We are convinced that the appeal is authorized in this case, where all cross-defendants were codefendants. Next comes the question: Was the filing of the cross-complaint authorized? Since 1957 the pertinent portion of section 442, Code of Civil Procedure, has read as follows: ‘Whenever the defendant seeks affirmative relief against any person, whether or not a party to the original action, relating to or depending upon the contract, transaction, matter, happening or accident upon which the action is brought * * * he may * * * file * * * a cross-complaint.’

The position of the respondent, taken in its points and authorities filed in support of its motion to strike, that because the plaintiff was not named as a cross-defendant it was ‘not a true cross-complaint,’ was not well taken before 1957, and, since the 1957 substitution of ‘any person, whether or not a party to the original action’ for ‘any party,’ it is even less a valid position today. A reading of the cross-complaint makes plain that the cross-complainant, who was one of the original defendants, seeks affirmative relief, to-wit, a judgment for more than $10,000, against defendant and cross-defendant Russ Davis Ford, a corporation, among others, because of the accident which inflicted damages upon her person and her car. This leaves the crucial question: ‘Was the action brought upon the accident?’

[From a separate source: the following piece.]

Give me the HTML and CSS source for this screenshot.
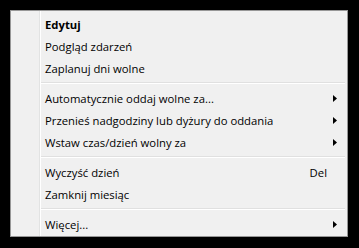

Respondent takes the position that the answer to this question must be ‘no,’ contending that ‘the findings and judgment as between the plaintiff * * * and the appellant will be the same regardless of whether appellant would win or lose her personal injury cross-complaint against the other defendants.’ We are not persuaded by this contention for two reasons. In the first place, to quote from Bracey v. Gray (1944) 65 Cal.App.2d 282, 286, 150 P.2d 564, 566, relied upon by the respondent: ‘Under the provisions of (section 442, Code Civ.Proc.) the test is whether the matter alleged in the cross-complaint bears the necessary and proper relation to the matter constituting the cause of action. It is true that if such relation is present it is immaterial that the relief sought by the cross-complaint is independent of and different from that prayed for in the complaint. And the cross-complaint * * * may demand affirmative relief distinctive from that prayed for in the complaint.’ The second reason is that it may turn out that the driver of the 1958 Ford was not negligent, or that his negligence was not a contributing cause of the accident. In this event there will be no purpose whatever in determining any issue of the main cause.

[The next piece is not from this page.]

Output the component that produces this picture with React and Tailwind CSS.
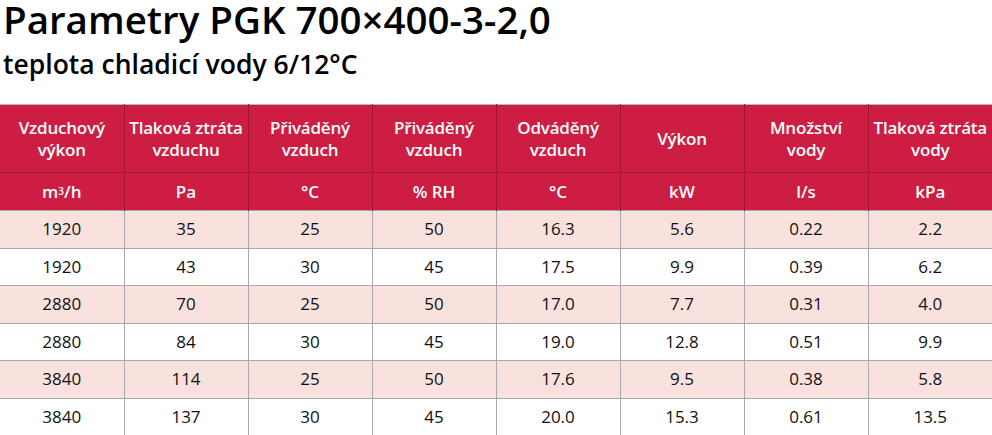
const headers = [
  ['Vzduchový', 'výkon'],
  ['Tlaková ztráta', 'vzduchu'],
  ['Přiváděný', 'vzduch'],
  ['Přiváděný', 'vzduch'],
  ['Odváděný', 'vzduch'],
  ['Výkon'],
  ['Množství', 'vody'],
  ['Tlaková ztráta', 'vody'],
]

const units = [<>m<sup className="text-[10px] relative -top-[3px]">3</sup>/h</>, 'Pa', '°C', '% RH', '°C', 'kW', 'l/s', 'kPa']

const rows = [
  ['1920', '35', '25', '50', '16.3', '5.6', '0.22', '2.2'],
  ['1920', '43', '30', '45', '17.5', '9.9', '0.39', '6.2'],
  ['2880', '70', '25', '50', '17.0', '7.7', '0.31', '4.0'],
  ['2880', '84', '30', '45', '19.0', '12.8', '0.51', '9.9'],
  ['3840', '114', '25', '50', '17.6', '9.5', '0.38', '5.8'],
  ['3840', '137', '30', '45', '20.0', '15.3', '0.61', '13.5'],
]

export default function App() {
  return (
    <div className="w-[992px] h-[435px] overflow-hidden bg-white" style={{ fontFamily: '"Open Sans", "Noto Sans", sans-serif' }}>
      <div className="h-[104px] pl-[3px] flex flex-col">
        <h1 className="text-[38.5px] leading-[38px] font-semibold text-black">Parametry PGK 700×400-3-2,0</h1>
        <h2 className="text-[26.5px] leading-[36px] font-semibold text-black mt-[8px]">teplota chladicí vody 6/12°C</h2>
      </div>
      <table className="w-[992px] table-fixed border-collapse text-center">
        <thead>
          <tr className="h-[68px] bg-[#cd1d42] text-white">
            {headers.map((h, i) => (
              <th key={i} className="w-[124px] border-x border-[#9e1632] border-t border-t-[#b8b8b8] first:border-l-0 last:border-r-0 font-semibold text-[17px] leading-[22px] tracking-[-0.2px] align-middle">
                {h.map((l, j) => <div key={j}>{l}</div>)}
              </th>
            ))}
          </tr>
          <tr className="h-[38px] bg-[#cd1d42] text-white">
            {units.map((u, i) => (
              <th key={i} className="border-x border-[#9e1632] border-t border-t-[#a31738] first:border-l-0 last:border-r-0 font-semibold text-[17px] leading-[22px]">
                {u}
              </th>
            ))}
          </tr>
        </thead>
        <tbody>
          {rows.map((r, i) => (
            <tr key={i} className={`h-[37.5px] ${i % 2 === 0 ? 'bg-[#f9e1de]' : 'bg-white'}`}>
              {r.map((c, j) => (
                <td key={j} className="border border-[#a9a9a9] first:border-l-0 last:border-r-0 text-[17px] text-[#111] leading-[22px]">
                  {c}
                </td>
              ))}
            </tr>
          ))}
        </tbody>
      </table>
    </div>
  )
}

It should not be forgotten that the first procedural step in our case was taken by the cross-complainant when she started arbitration proceedings against the plaintiff, seeking a determination that it was liable as her insurer because of the accident. The present action for declaratory relief was not brought to obtain answers to some academic questions, but to questions that would not be asked but for the accident, and to which answers were being sought by the cross-complainant. We are convinced that it can be said that the action was ‘brought upon the accident’ of August 10, 1963, within the meaning of section 442.

At times objection is made to cross-complaints for declaratory relief on the ground that they will unduly complicate a trial for other relief. (See Roylance v. Doelger (1962) 57 Cal.2d 255, 19 Cal.Rptr. 7, 368 P.2d 535.) As these cases point out, this is a question, not of the propriety of an action for declaratory relief being involved with one with a different purpose, but of the wisest way to try the issues. We would expect, in this case, that, as a part of the pretrial order, it would be directed that the issue of responsibility for the accident be tried and determined before the court undertook to determine upon whom the burden should fall, if upon any party.

One matter remains for our consideration. We introduce it by this quotation from respondent's brief: ‘Respondent's demurrer and motion to strike relief upon the main ground that the one-year statute of limitations for personal injury actions had run against appellant.’ It is true that that was a ground of respondent's demurrer, still to be ruled upon, but if it ever was made a ground of respondent's motion it was by virtue of its oral argument. The notice of the motion to strike gave warning that it would be made, ‘upon the ground that said cross-complaint is a sham and irrelevant matter and pleading,’ but made no mention of the statute of limitation. The memorandum of points and authorities filed in support of the motion made no reference whatever to the statute of limitations.

We agree with respondent that the fact that the Plaintiff filed its complaint before the statute had run on the cross-complainant's causes of action did not serve to toll the time on her cross-action for personal injuries against defendant and cross-defendant Russ Davis Ford. (Western Pipe & Steel Co. v. Tuolumne Gold Dredging Corp. (1944) 63 Cal.App.2d 21, 30—32, 146 P.2d 61, 66.) However, the cross-complaint, in addition to stating a cause of action for the recovery of damages due to personal injuries, also stated a cause of action for the recovery of damages inflicted on cross-complainant's automobile. This it could do (Farvour v. Geltis (1949) 91 Cal.App.2d 603, 605, 205 P.2d 424, 425) and on this count the three-year statute applied (see note to Moss v. Bluemm (1964) 229 Cal.App.2d 70, 73, 40 Cal.Rptr. 50, 52) and had not run. At best, therefore, the order striking the entire cross-complaint was too broad (see Loope v. Greyhound Lines, Inc. (1952) 114 Cal.App.2d 611, 615, 250 P.2d 651, 653) and should not have been made.

The order appealed from is reversed.



BISHOP, Justice.* FN* Retired Judge of the Superior Court sitting under assignment by the Chairman of the Judicial Council.

JEFFERSON, Acting P.J., and KINGSLEY, J., concur.